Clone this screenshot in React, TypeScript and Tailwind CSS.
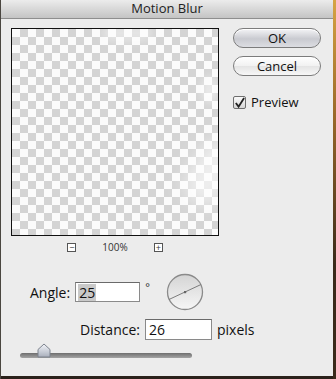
import React from 'react';

const font = "font-['Open_Sans','DejaVu_Sans',sans-serif]";

function AquaButton({ label, dark }: { label: string; dark?: boolean }) {
  return (
    <button
      className={`w-[88px] h-[20px] rounded-full border border-[#7c7c7c] text-[13px] leading-none text-[#111] shadow-[inset_0_1px_0_#fff] ${
        dark
          ? 'bg-[linear-gradient(#f4f4f6,#c9cad0_55%,#dcdde2)]'
          : 'bg-[linear-gradient(#ffffff,#f1f1f1_50%,#e4e4e4_51%,#f7f7f7)]'
      }`}
    >
      {label}
    </button>
  );
}

function Dial() {
  return (
    <svg width="38" height="38" viewBox="0 0 38 38">
      <defs>
        <linearGradient id="dialg" x1="0" y1="0" x2="0" y2="1">
          <stop offset="0" stopColor="#d4d4d4" />
          <stop offset="1" stopColor="#f6f6f6" />
        </linearGradient>
      </defs>
      <circle cx="19" cy="19" r="17.5" fill="url(#dialg)" stroke="#8a8a8a" strokeWidth="1.3" />
      <line x1="3.2" y1="26.4" x2="34.8" y2="11.6" stroke="#6f6f6f" strokeWidth="0.9" />
      <rect x="18" y="18" width="2.2" height="2.2" fill="#666" />
    </svg>
  );
}

function SliderThumb() {
  return (
    <svg width="14" height="15" viewBox="0 0 14 15">
      <defs>
        <linearGradient id="thumbg" x1="0" y1="0" x2="0" y2="1">
          <stop offset="0" stopColor="#f2f4f8" />
          <stop offset="0.6" stopColor="#c7ccd6" />
          <stop offset="1" stopColor="#a9afbb" />
        </linearGradient>
      </defs>
      <path d="M1 14 L1 6.5 L7 1 L13 6.5 L13 14 Z" fill="url(#thumbg)" stroke="#7d838e" strokeWidth="1" strokeLinejoin="round" />
    </svg>
  );
}

export default function App() {
  return (
    <div className={`w-[336px] h-[379px] flex bg-[#2a211a] ${font}`}>
      <div className="w-px bg-[#4a4640]" />
      <div className="w-[332px] h-[376px] flex flex-col bg-[#ececec]">
        <div className="h-[19px] shrink-0 flex items-center justify-center bg-[linear-gradient(#ececec,#c4c4c4)] border-b border-[#8e8e8e] text-[13px] text-[#222]">
          Motion Blur
        </div>

        <div className="flex pt-[9px] pl-[10px]">
          <div className="flex flex-col">
            <div className="relative w-[208px] h-[208px] border border-[#111] overflow-hidden bg-[conic-gradient(#d4d4d4_25%,#fbfbfb_0_50%,#d4d4d4_0_75%,#fbfbfb_0)] bg-[length:16px_16px]">
              <div className="absolute right-[-14px] top-[108px] w-[40px] h-[70px] rotate-[30deg] rounded-full bg-white/60 blur-[9px]" />
              <div className="absolute right-[0px] top-[48px] w-[16px] h-[26px] rounded-full bg-white/50 blur-[5px]" />
              <div className="absolute left-[90px] top-[-4px] w-[50px] h-[16px] rounded-full bg-white/40 blur-[5px]" />
            </div>
            <div className="flex items-center justify-center gap-[26px] mt-[6px] h-[10px] text-[10px] text-[#333]">
              <span className="w-[9px] h-[9px] border border-[#555] bg-white flex items-center justify-center text-[9px] leading-none">−</span>
              <span>100%</span>
              <span className="w-[9px] h-[9px] border border-[#555] bg-white flex items-center justify-center text-[9px] leading-none">+</span>
            </div>
          </div>

          <div className="flex flex-col ml-[14px] gap-[8px]">
            <AquaButton label="OK" dark />
            <AquaButton label="Cancel" />
            <label className="flex items-center gap-[5px] mt-[9px] text-[13px] text-[#111]">
              <span className="w-[13px] h-[13px] border border-[#6e6e6e] bg-[linear-gradient(#fafafa,#d6d6d6)] flex items-center justify-center rounded-[2px]">
                <svg width="12" height="12" viewBox="0 0 12 12">
                  <path d="M2 6 L5 10 L11 0.5" fill="none" stroke="#222" strokeWidth="2" />
                </svg>
              </span>
              Preview
            </label>
          </div>
        </div>

        <div className="flex items-center mt-[21px] h-[38px]">
          <span className="ml-[29px] text-[14px] text-[#111]">Angle:</span>
          <div className="ml-[5px] w-[65px] h-[20px] bg-white border border-[#8a8a8a] border-t-[#6a6a6a] flex items-center px-[2px] text-[14px] text-[#111]">
            <span className="bg-[#c9c9c9] px-[1px] leading-[17px]">25</span>
          </div>
          <span className="ml-[5px] self-start mt-[6px] text-[11px] text-[#333]">°</span>
          <div className="ml-[16px]">
            <Dial />
          </div>
        </div>

        <div className="flex items-center mt-[8px] h-[21px]">
          <span className="ml-[79px] text-[14px] text-[#111]">Distance:</span>
          <div className="ml-[5px] w-[67px] h-[21px] bg-white border border-[#8a8a8a] border-t-[#6a6a6a] flex items-center px-[3px] text-[14px] text-[#111]">
            26
          </div>
          <span className="ml-[5px] text-[14px] text-[#111]">pixels</span>
        </div>

        <div className="relative ml-[19px] mt-[13px] w-[172px] h-[5px] rounded-full bg-[linear-gradient(#6e6e6e,#a4a4a4)]">
          <div className="absolute left-[17px] top-[-10px]">
            <SliderThumb />
          </div>
        </div>
      </div>
      <div className="flex-1 bg-[linear-gradient(#d6a444,#9b6a2a_30%,#3a2a1a_70%)]" />
    </div>
  );
}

════════════════════

__STATED PROBLEM__: Locate all lines in the listing above with the word "React" and copy them.

__RESPONSE__:
Clone this screenshot in React, TypeScript and Tailwind CSS.
import React from 'react';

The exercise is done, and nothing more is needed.